#### DATA SECTION:
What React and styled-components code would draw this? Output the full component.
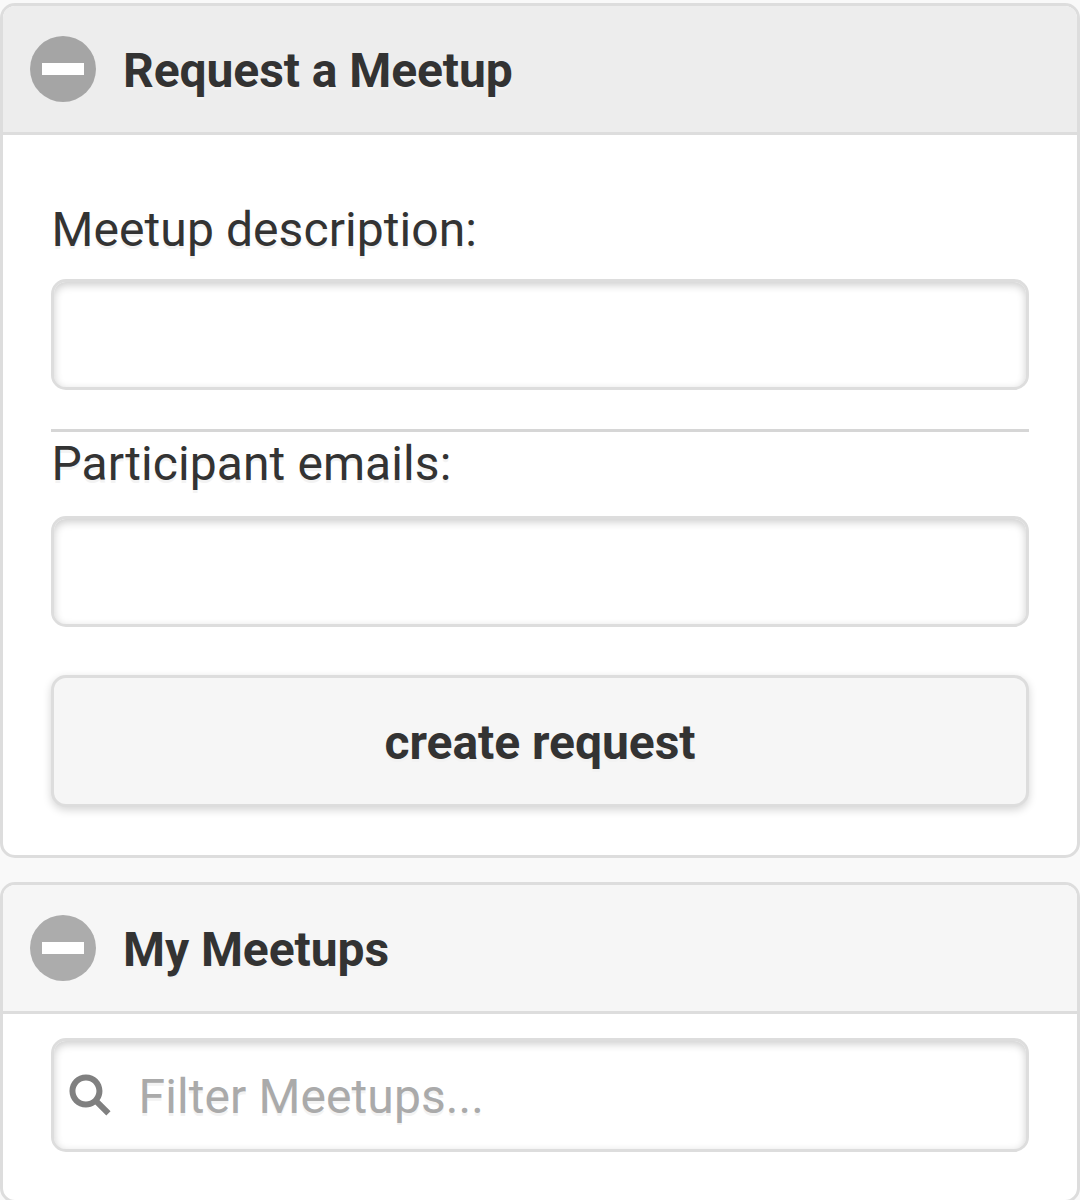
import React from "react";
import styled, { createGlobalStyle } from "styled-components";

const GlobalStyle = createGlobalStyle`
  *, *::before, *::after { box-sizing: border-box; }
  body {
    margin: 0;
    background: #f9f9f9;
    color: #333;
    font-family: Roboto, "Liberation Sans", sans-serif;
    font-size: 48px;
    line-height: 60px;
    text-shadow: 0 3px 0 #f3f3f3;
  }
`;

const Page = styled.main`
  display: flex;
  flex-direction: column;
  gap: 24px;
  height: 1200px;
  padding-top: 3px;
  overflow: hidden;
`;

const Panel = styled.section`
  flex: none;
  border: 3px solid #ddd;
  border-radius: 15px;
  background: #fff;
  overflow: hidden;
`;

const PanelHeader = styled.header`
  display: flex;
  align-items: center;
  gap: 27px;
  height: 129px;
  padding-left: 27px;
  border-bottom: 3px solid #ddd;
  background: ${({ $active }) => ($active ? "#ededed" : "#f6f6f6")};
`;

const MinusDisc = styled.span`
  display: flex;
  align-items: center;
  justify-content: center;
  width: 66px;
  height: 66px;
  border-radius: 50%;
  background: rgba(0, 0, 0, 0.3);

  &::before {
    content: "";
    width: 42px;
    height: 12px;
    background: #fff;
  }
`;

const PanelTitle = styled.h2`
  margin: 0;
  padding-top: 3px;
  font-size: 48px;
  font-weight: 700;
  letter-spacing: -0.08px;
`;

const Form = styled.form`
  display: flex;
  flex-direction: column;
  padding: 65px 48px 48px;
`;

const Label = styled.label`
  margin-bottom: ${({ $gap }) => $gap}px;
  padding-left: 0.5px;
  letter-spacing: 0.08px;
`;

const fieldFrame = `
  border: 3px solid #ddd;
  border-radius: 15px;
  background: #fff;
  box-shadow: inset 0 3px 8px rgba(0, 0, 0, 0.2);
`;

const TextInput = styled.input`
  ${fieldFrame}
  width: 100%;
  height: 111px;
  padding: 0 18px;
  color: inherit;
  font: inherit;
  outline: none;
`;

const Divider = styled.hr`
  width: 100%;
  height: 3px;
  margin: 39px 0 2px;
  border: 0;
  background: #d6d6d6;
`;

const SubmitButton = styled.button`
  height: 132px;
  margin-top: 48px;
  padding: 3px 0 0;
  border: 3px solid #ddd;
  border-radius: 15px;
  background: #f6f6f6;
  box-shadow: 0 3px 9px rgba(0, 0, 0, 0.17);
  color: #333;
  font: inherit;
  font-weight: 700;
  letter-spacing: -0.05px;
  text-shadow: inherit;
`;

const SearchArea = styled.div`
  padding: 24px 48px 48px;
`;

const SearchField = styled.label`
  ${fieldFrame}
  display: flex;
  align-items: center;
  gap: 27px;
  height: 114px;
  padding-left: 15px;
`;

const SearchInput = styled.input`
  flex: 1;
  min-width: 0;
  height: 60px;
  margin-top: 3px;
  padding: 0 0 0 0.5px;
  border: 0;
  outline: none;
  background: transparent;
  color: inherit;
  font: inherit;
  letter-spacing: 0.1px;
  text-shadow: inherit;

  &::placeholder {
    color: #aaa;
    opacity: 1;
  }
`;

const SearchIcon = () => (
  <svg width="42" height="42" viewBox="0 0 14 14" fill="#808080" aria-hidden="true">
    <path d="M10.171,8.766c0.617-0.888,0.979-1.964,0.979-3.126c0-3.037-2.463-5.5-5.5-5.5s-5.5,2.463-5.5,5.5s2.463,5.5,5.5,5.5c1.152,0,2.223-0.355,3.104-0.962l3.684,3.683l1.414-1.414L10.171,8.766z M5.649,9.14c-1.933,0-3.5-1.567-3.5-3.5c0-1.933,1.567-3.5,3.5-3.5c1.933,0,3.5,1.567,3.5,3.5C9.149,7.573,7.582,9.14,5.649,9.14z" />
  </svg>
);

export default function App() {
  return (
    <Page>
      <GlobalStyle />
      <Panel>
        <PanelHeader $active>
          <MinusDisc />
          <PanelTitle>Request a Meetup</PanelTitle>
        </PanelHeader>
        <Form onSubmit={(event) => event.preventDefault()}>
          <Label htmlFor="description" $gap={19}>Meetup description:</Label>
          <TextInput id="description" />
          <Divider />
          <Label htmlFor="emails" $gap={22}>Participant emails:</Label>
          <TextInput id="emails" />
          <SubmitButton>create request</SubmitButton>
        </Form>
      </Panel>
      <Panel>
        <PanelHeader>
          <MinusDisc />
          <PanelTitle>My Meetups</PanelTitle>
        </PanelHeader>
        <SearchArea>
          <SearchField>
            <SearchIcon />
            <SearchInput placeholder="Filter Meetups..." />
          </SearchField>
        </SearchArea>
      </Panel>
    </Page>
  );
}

#### PROBLEM DESCRIPTION:
All the material shown above is to be copied exactly, with no pictures carried over.

#### WORKED ANSWER:
What React and styled-components code would draw this? Output the full component.
import React from "react";
import styled, { createGlobalStyle } from "styled-components";

const GlobalStyle = createGlobalStyle`
  *, *::before, *::after { box-sizing: border-box; }
  body {
    margin: 0;
    background: #f9f9f9;
    color: #333;
    font-family: Roboto, "Liberation Sans", sans-serif;
    font-size: 48px;
    line-height: 60px;
    text-shadow: 0 3px 0 #f3f3f3;
  }
`;

const Page = styled.main`
  display: flex;
  flex-direction: column;
  gap: 24px;
  height: 1200px;
  padding-top: 3px;
  overflow: hidden;
`;

const Panel = styled.section`
  flex: none;
  border: 3px solid #ddd;
  border-radius: 15px;
  background: #fff;
  overflow: hidden;
`;

const PanelHeader = styled.header`
  display: flex;
  align-items: center;
  gap: 27px;
  height: 129px;
  padding-left: 27px;
  border-bottom: 3px solid #ddd;
  background: ${({ $active }) => ($active ? "#ededed" : "#f6f6f6")};
`;

const MinusDisc = styled.span`
  display: flex;
  align-items: center;
  justify-content: center;
  width: 66px;
  height: 66px;
  border-radius: 50%;
  background: rgba(0, 0, 0, 0.3);

  &::before {
    content: "";
    width: 42px;
    height: 12px;
    background: #fff;
  }
`;

const PanelTitle = styled.h2`
  margin: 0;
  padding-top: 3px;
  font-size: 48px;
  font-weight: 700;
  letter-spacing: -0.08px;
`;

const Form = styled.form`
  display: flex;
  flex-direction: column;
  padding: 65px 48px 48px;
`;

const Label = styled.label`
  margin-bottom: ${({ $gap }) => $gap}px;
  padding-left: 0.5px;
  letter-spacing: 0.08px;
`;

const fieldFrame = `
  border: 3px solid #ddd;
  border-radius: 15px;
  background: #fff;
  box-shadow: inset 0 3px 8px rgba(0, 0, 0, 0.2);
`;

const TextInput = styled.input`
  ${fieldFrame}
  width: 100%;
  height: 111px;
  padding: 0 18px;
  color: inherit;
  font: inherit;
  outline: none;
`;

const Divider = styled.hr`
  width: 100%;
  height: 3px;
  margin: 39px 0 2px;
  border: 0;
  background: #d6d6d6;
`;

const SubmitButton = styled.button`
  height: 132px;
  margin-top: 48px;
  padding: 3px 0 0;
  border: 3px solid #ddd;
  border-radius: 15px;
  background: #f6f6f6;
  box-shadow: 0 3px 9px rgba(0, 0, 0, 0.17);
  color: #333;
  font: inherit;
  font-weight: 700;
  letter-spacing: -0.05px;
  text-shadow: inherit;
`;

const SearchArea = styled.div`
  padding: 24px 48px 48px;
`;

const SearchField = styled.label`
  ${fieldFrame}
  display: flex;
  align-items: center;
  gap: 27px;
  height: 114px;
  padding-left: 15px;
`;

const SearchInput = styled.input`
  flex: 1;
  min-width: 0;
  height: 60px;
  margin-top: 3px;
  padding: 0 0 0 0.5px;
  border: 0;
  outline: none;
  background: transparent;
  color: inherit;
  font: inherit;
  letter-spacing: 0.1px;
  text-shadow: inherit;

  &::placeholder {
    color: #aaa;
    opacity: 1;
  }
`;

const SearchIcon = () => (
  <svg width="42" height="42" viewBox="0 0 14 14" fill="#808080" aria-hidden="true">
    <path d="M10.171,8.766c0.617-0.888,0.979-1.964,0.979-3.126c0-3.037-2.463-5.5-5.5-5.5s-5.5,2.463-5.5,5.5s2.463,5.5,5.5,5.5c1.152,0,2.223-0.355,3.104-0.962l3.684,3.683l1.414-1.414L10.171,8.766z M5.649,9.14c-1.933,0-3.5-1.567-3.5-3.5c0-1.933,1.567-3.5,3.5-3.5c1.933,0,3.5,1.567,3.5,3.5C9.149,7.573,7.582,9.14,5.649,9.14z" />
  </svg>
);

export default function App() {
  return (
    <Page>
      <GlobalStyle />
      <Panel>
        <PanelHeader $active>
          <MinusDisc />
          <PanelTitle>Request a Meetup</PanelTitle>
        </PanelHeader>
        <Form onSubmit={(event) => event.preventDefault()}>
          <Label htmlFor="description" $gap={19}>Meetup description:</Label>
          <TextInput id="description" />
          <Divider />
          <Label htmlFor="emails" $gap={22}>Participant emails:</Label>
          <TextInput id="emails" />
          <SubmitButton>create request</SubmitButton>
        </Form>
      </Panel>
      <Panel>
        <PanelHeader>
          <MinusDisc />
          <PanelTitle>My Meetups</PanelTitle>
        </PanelHeader>
        <SearchArea>
          <SearchField>
            <SearchIcon />
            <SearchInput placeholder="Filter Meetups..." />
          </SearchField>
        </SearchArea>
      </Panel>
    </Page>
  );
}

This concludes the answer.